What's existentialism?
It's a European philosophy
advanced most famously by Frenchmen Jean Paul Sartre and Albert Camus,
and it was at its height in Europe in the 1940s. It has a few big
central beliefs:
1) that the
inhumanity and absurdity of the godless modern world has to be combated
by brave, non-conformist individuals;
2) that “existence
precedes essence” – that is, since you’re born with no God-given soul or
human “essence,” it’s your job to create it for yourself as you go about
the business of existing;
3) you are the sum
total of your decisions – though this is basically just another way
of rephrasing the above (your essence, or your "sum total," results from
your existence, or your going about making decisions for yourself); and
4) though isolation
from mainstream society may be painful, the brave, non-conformist individual
who is the existentialist hero will preserve his or her separateness,
and so his or her independence.
Despite the fact that existentialists
are almost by definition atheists (it’s your job to forge an “essence”
for yourself, they’d say, precisely because no almighty power is going
to hand you one), their writings often take on an almost religious tone
or sensibility. Why? Because existentialism is basically a
secular religion, if that’s not too completely oxymoronic.

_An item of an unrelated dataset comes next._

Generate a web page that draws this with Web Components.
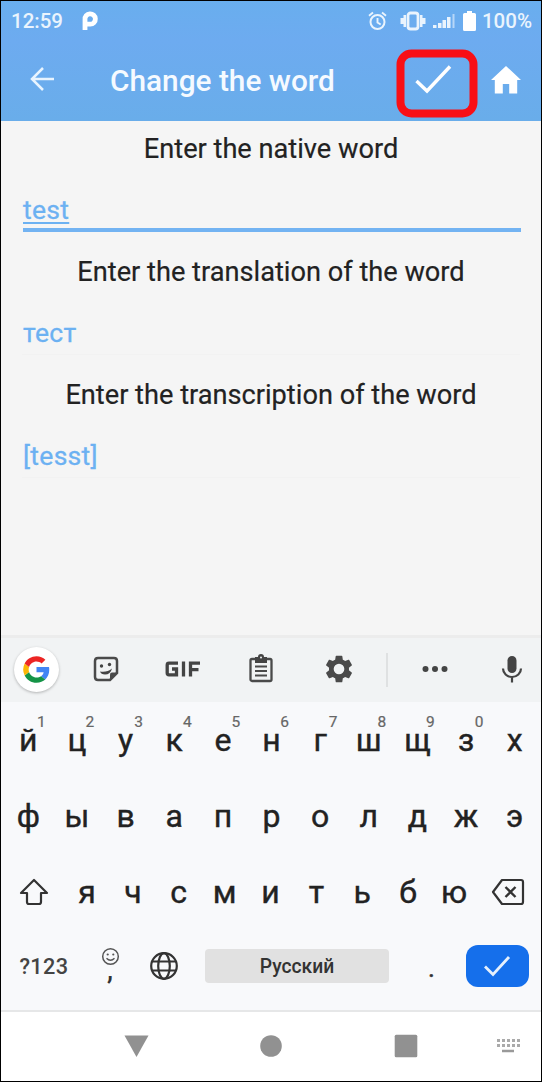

Existentialist
thinkers may say you have to create your own essence, but they still
believe in essences – thus the heroic characters in their stories
who conduct searches for meaning, insight, and transcendence (or who go
looking for their own essences, basically) are on a mission no less
religious for being human-centered rather than God-centered.
Existentialism got big with
American writers after WW II (1940-45) for a couple key reasons.
The first is that fiction writers, like a lot of American intellectuals,
had had it with big, state-level politics. Before World War II, many
intellectuals were good “lefties” who placed a lot of faith in communism
and socialism as potential saviors of humanity. During that war,
though, it became clear that plenty was rotten in Russia, the place many
intellectuals had looked to as a shining example of communism in practice.
Stalin, Russia’s leader, had not only made dirty deals with Hitler to keep
him from invading Russia but was also, out of his own paranoia, imprisoning
and murdering officials in his own government at an alarming rate.
His clear new status as a dictator made lots of American intellectuals
lose faith in any type of national-level governmental politics and made
them look to individuals as agents of change instead.
Another reason American writers
take to existentialism after WW II is that the “monoculture” is gaining
ground in the newly suburbanized United States. Everyone’s living
in the same pre-fab houses, watching the same TV shows, driving the same
cars, working the same types of paper-pushing office jobs.... Some
bold existentialist individualism is clearly in order.